Depending upon the precise role Madsen undertook, Magnussen may have been able to walk away from obligations before he was 18, as the only contracts for ‘necessaries’ are binding on a minor. The archaic term ‘necessaries’ is essentially contracts for the minor’s benefit, for example, contracts of apprenticeship or education. In Proform Sports Management Ltd v Proactive Sports Management Ltd and Stretford, a dispute concerning Wayne Rooney’s agent; the court held that acting as a player’s agent and carrying out the functions of personal representation was not analogous to a contract for necessaries. The agent did not undertake matters essential to a player’s training or livelihood and accordingly the contract was voidable. The financial obligations under a motorsport management agreement are often guaranteed by a parent or guardian for this reason. A contract can be affirmed by conduct (continuing without objection) or expressly (as here where Magnussen’s entered into a new contract). Thus, it is important to act swiftly if this is likely to be an option.
It is in any event possible that such a long and restrictive contract would not be enforceable as a restraint of trade. Each case is fact specific, and the court would analyse whether the restrictions were reasonable having regard to the services provided.

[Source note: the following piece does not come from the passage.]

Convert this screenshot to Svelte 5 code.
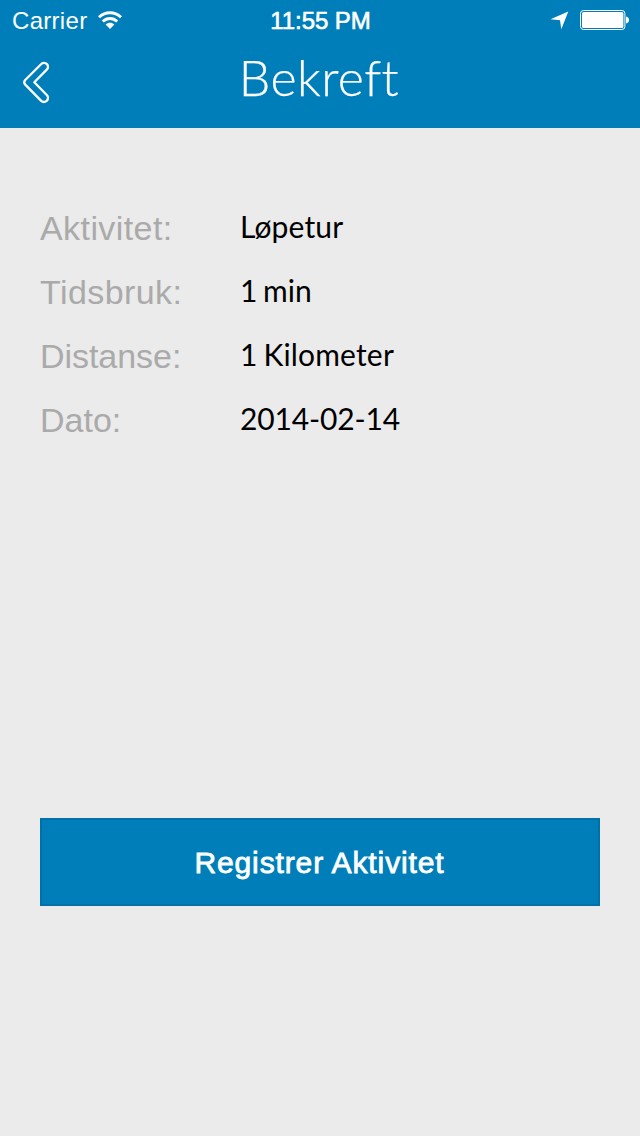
<script>
  const rows = [
    { label: 'Aktivitet:', value: 'Løpetur', labelSpacing: 0.42, valueSpacing: 0.15 },
    { label: 'Tidsbruk:', value: '1 min', labelSpacing: 0.42, valueSpacing: 0 },
    { label: 'Distanse:', value: '1 Kilometer', labelSpacing: -0.05, valueSpacing: 0.17 },
    { label: 'Dato:', value: '2014-02-14', labelSpacing: 0, valueSpacing: -0.15 }
  ];
</script>

<div class="screen">
  <header>
    <div class="status">
      <div class="left">
        <span class="carrier">Carrier</span>
        <svg class="wifi" width="24" height="18" viewBox="0 0 24 18">
          <g fill="none" stroke="#fff" stroke-width="2.9">
            <path d="M1 6.3C7.3 .2 16.7 .2 23 6.3" />
            <path d="M4.8 10.5C9 6.5 15 6.5 19.2 10.5" />
          </g>
          <path d="M7.6 13.5C10.2 11.2 13.8 11.2 16.4 13.5L12 18Z" fill="#fff" />
        </svg>
      </div>
      <span class="time">11:55 PM</span>
      <div class="right">
        <svg width="19" height="19" viewBox="0 0 19 19"><path d="M18.3 .5L11.3 18.3L10 9.2L.5 8.2Z" fill="#fff" /></svg>
        <svg width="49" height="20" viewBox="0 0 49 20">
          <rect x=".5" y=".5" width="44.4" height="19" rx="3" fill="none" stroke="#fff" stroke-width="1" />
          <rect x="2" y="2" width="41.4" height="16" rx="1.6" fill="#fff" />
          <path d="M46 6.5Q49 7.2 49 10T46 13.5Z" fill="#fff" />
        </svg>
      </div>
    </div>
    <div class="nav">
      <button class="back" aria-label="Tilbake">
        <svg width="28" height="42" viewBox="0 0 28 42">
          <path d="M18.3 2L2 18.2Q0.4 20.4 2 22.4L18.2 38.9C20.8 41.2 25 39.4 25 35.8Q25 34.4 24 33.3L11.3 20.3L24 7.4Q25 6.4 25 5C25 1.4 20.8-.3 18.3 2Z" fill="none" stroke="#fff" stroke-width="2.3" stroke-linejoin="round" />
        </svg>
      </button>
      <h1>Bekreft</h1>
    </div>
  </header>
  <main>
    <dl>
      {#each rows as row}
        <div class="row">
          <dt style="letter-spacing: {row.labelSpacing}px">{row.label}</dt>
          <dd style="letter-spacing: {row.valueSpacing}px">{row.value}</dd>
        </div>
      {/each}
    </dl>
    <button class="submit">Registrer Aktivitet</button>
  </main>
</div>

<style>
  :global(body) { margin: 0; background: #ebebeb; }
  .screen { width: 640px; height: 1136px; background: #ebebeb; display: flex; flex-direction: column; font-family: "Liberation Sans", Arial, sans-serif; overflow: hidden; }
  header { height: 128px; background: #007eb9; color: #fff; flex: none; }
  .status { height: 40px; display: grid; grid-template-columns: 1fr auto 1fr; align-items: center; padding: 0 11px 0 12px; box-sizing: border-box; }
  .left { display: flex; align-items: center; gap: 11px; }
  .carrier { font-size: 24px; line-height: 40px; padding-top: 1px; height: 39px; letter-spacing: .3px; }
  .time { font-size: 24px; line-height: 40px; padding-top: 1px; height: 39px; letter-spacing: -.05px; -webkit-text-stroke: .65px #fff; }
  .right { display: flex; justify-content: flex-end; align-items: center; gap: 11px; }
  .nav { height: 88px; display: grid; grid-template-columns: 120px 1fr 120px; }
  button { font-family: inherit; border: 0; }
  .back { background: none; padding: 22px 0 0 22.5px; display: flex; align-items: flex-start; }
  .back svg { display: block; overflow: visible; }
  h1 { margin: 0; padding: 7px 2px 0 0; font: 300 50px/60px Lato, sans-serif; font-variant-ligatures: none; letter-spacing: .4px; text-align: center; -webkit-text-stroke: .25px #fff; }
  main { flex: 1; padding: 68px 40px 0; }
  dl { margin: 0; height: 622px; }
  .row { height: 64px; display: grid; grid-template-columns: 200px 1fr; line-height: 64px; }
  dt { font-size: 34px; color: #aaa; }
  dd { margin: 0; font: 400 30px/60px Lato, sans-serif; word-spacing: -2px; color: #000; }
  .submit { display: block; width: 560px; height: 88px; padding: 2px 1px 0 0; box-sizing: border-box; background: #007eb9; border: 2px solid #0070a9; color: #fff; font-size: 30px; letter-spacing: .88px; -webkit-text-stroke: .8px #fff; }
</style>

In junior motorsport, a manager invests time in an early career which may be unremunerated at that stage and potentially their own money; and so a longer term contract may be more acceptable. The court will be assisted by expert evidence to the industry ‘norm’. A flat rate of 20% commission for 10 years whether or not a service was provided is potentially subject to challenge. However, where the driver had received legal advice, the court may consider this simply to be a bad commercial bargain (but hence potential culpability of the lawyers).
In Denmark, the standard limitation period is 3 years from the breach of contract or when the damage occurred; and it appears for this reason Magnussen’s claim failed as there were no features which extended this provision. In England & Wales, the equivalent limitation period is 6 years; which may well have saved Magnussen’s claim against his lawyers.
In order to reduce the likelihood of dispute; the management agreement should be negotiated in a fair fashion, setting out the respective duties and obligations of the parties and importantly what happens should a relationship go wrong. For sports contracts, it is essential that the adviser has sport specific experience to ensure this happens (particularly for junior motorsport contracts where external investment is usual). Manager, investor and athlete should receive independent advice. This does not need to be costly, but acting prudently at the outset could save money down the road. When a relationship goes sour, advice should be taken again at that stage, to ensure all rights are protected and any time limits for action identified. There are a number of ways to achieve protection with or without co-operation of the parties.